▸ PROBLEM STATEMENT
The listing below is the input. Say how many of its lines contain "Tailwind", giving the number alone.

▸ RECORDS SHOWN
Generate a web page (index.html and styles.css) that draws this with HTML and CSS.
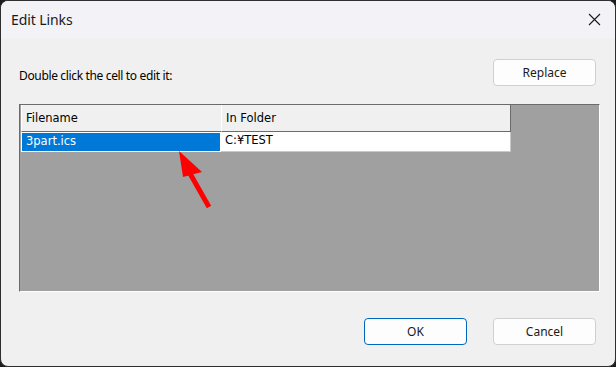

==

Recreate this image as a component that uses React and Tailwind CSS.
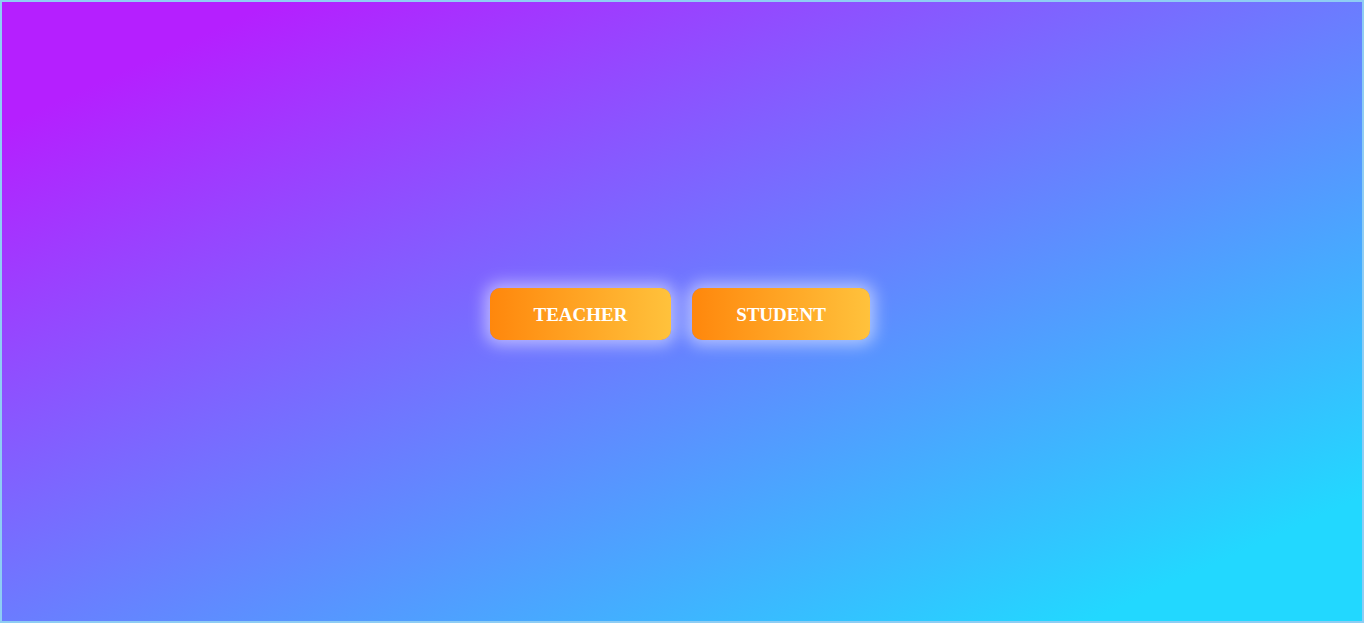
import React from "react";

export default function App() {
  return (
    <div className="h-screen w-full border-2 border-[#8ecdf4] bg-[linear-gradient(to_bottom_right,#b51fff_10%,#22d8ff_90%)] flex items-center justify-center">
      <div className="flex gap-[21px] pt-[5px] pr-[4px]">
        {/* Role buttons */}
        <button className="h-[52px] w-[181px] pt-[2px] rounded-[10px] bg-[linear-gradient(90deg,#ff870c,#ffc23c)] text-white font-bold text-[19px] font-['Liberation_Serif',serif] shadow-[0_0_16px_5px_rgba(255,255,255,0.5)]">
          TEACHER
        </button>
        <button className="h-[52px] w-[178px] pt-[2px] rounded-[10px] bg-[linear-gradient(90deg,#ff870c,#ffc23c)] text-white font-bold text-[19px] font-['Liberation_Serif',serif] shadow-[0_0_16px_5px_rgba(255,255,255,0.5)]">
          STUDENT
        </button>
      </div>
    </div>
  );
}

...

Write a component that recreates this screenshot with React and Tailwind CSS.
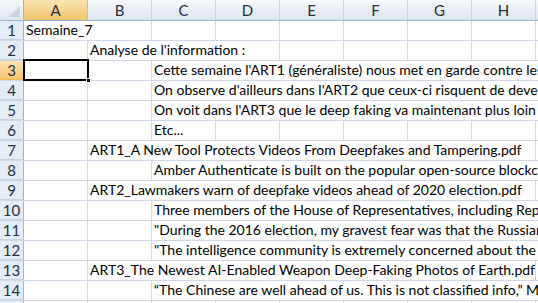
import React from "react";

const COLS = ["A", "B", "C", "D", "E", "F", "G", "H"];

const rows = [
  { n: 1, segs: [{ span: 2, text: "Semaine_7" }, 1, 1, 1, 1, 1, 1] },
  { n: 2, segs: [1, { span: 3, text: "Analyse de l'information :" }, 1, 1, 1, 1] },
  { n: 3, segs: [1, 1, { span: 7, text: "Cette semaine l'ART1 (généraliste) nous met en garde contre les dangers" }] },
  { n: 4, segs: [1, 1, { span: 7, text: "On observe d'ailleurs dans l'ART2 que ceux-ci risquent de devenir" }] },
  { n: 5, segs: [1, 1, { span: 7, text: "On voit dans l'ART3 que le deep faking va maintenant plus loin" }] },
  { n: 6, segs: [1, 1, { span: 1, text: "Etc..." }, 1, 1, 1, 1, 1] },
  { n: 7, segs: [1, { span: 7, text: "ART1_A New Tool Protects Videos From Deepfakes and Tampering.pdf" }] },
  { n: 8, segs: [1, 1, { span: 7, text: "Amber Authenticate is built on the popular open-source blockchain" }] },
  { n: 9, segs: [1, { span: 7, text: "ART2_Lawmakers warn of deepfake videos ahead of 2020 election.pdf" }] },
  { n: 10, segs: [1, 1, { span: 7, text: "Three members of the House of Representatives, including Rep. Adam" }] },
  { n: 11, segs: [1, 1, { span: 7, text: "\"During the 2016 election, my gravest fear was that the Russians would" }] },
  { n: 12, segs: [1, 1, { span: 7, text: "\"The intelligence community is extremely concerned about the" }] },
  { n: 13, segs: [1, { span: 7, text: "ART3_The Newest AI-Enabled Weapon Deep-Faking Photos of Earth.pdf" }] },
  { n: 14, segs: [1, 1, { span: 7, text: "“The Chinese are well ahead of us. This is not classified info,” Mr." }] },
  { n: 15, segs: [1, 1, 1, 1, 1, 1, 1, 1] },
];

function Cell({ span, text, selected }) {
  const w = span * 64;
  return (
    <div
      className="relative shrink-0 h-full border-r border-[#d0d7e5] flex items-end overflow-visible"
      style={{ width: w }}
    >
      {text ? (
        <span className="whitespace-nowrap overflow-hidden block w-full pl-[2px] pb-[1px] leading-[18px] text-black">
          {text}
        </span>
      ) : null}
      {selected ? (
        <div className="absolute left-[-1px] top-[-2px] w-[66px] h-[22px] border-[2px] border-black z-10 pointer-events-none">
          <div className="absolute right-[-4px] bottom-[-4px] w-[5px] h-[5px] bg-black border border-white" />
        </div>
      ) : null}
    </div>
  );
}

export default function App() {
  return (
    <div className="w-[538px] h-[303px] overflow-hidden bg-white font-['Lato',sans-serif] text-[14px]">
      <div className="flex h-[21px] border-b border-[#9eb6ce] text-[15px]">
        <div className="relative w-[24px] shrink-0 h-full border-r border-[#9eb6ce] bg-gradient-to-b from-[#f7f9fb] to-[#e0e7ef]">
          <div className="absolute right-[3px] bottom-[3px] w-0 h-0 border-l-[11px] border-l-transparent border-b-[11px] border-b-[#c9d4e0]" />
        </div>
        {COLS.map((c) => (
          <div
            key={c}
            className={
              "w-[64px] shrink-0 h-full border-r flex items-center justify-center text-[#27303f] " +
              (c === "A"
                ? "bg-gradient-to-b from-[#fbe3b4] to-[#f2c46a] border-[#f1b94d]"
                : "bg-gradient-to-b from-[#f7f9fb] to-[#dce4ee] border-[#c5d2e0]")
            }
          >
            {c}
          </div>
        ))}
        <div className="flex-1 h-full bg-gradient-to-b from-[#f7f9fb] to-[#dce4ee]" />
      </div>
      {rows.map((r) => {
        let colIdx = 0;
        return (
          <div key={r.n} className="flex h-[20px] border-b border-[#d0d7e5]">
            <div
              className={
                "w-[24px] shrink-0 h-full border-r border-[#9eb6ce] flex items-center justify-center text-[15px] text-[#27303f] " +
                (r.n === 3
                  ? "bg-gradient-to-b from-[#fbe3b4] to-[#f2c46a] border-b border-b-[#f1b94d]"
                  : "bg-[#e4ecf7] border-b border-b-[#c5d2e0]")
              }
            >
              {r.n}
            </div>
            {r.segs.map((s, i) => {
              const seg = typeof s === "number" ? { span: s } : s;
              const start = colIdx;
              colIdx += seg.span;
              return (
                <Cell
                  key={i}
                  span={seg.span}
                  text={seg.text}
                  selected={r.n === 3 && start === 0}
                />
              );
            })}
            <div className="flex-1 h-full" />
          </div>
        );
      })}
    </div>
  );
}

▸ FULL ANSWER
2